Sisters is a fever dream of a novel. It is the story of siblings July and August who have left Oxford with their mother, Sheela, to escape something horrible that has happened there. They’ve gone to the crumbling Settle House, a dwelling owned by their deceased father’s sister.
The house is here, squatting like a child by the small slate wall, the empty sheep field behind pitted with old excrement, thornbushes tall as a person. […] The white walls of the house are streaked with mud handprints and sag from their wrinkled middles, the top floor sunk down onto the bottom like a hand curved over a fist.
July, the younger of the two sisters, is the main narrator of this story. Their mother, a children’s book author and illustrator, rarely says anything, although one part of the novel does provide us a glimpse into her life with the girls’ father. Mostly, though, she “has been this way, taciturn or silent, ever since what happened at school.”

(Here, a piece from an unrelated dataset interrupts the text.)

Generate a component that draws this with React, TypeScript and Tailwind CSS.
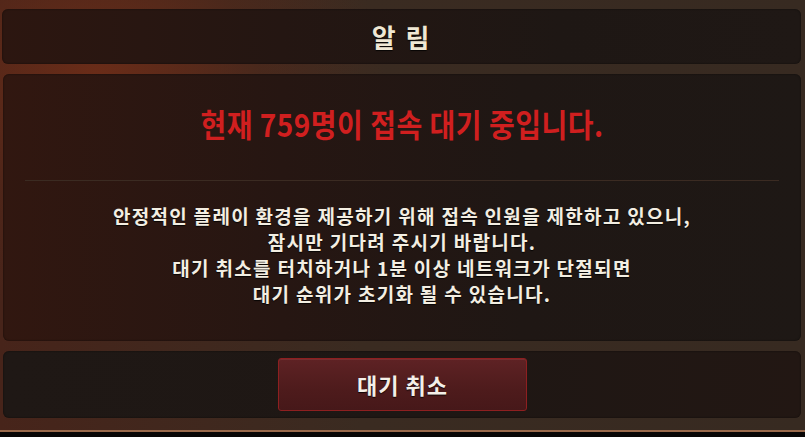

The “what happened” at school is the “mystery” – I did guess one thing, although not the specifics. What separates Daisy Johnson’s novels from other stories is the writing, which is innovative and compelling. It’s a gauzy, disconcerting narrative and it is almost impossible to feel as though your feet are on firm ground.
This the year we are houses, lights on in every window, doors that won’t quite shut. When one of us speaks we both feel the words moving on our tongues. When one of us eats we both feel the food slipping down our gullets. It would have surprised neither of us to have found, slit open, that we shared organs, that one’s lungs breathed for the both, that a single heart beat a doubling, feverish pulse.
Sisters is a gripping book and reminded me a little of I’m Thinking of Ending Things.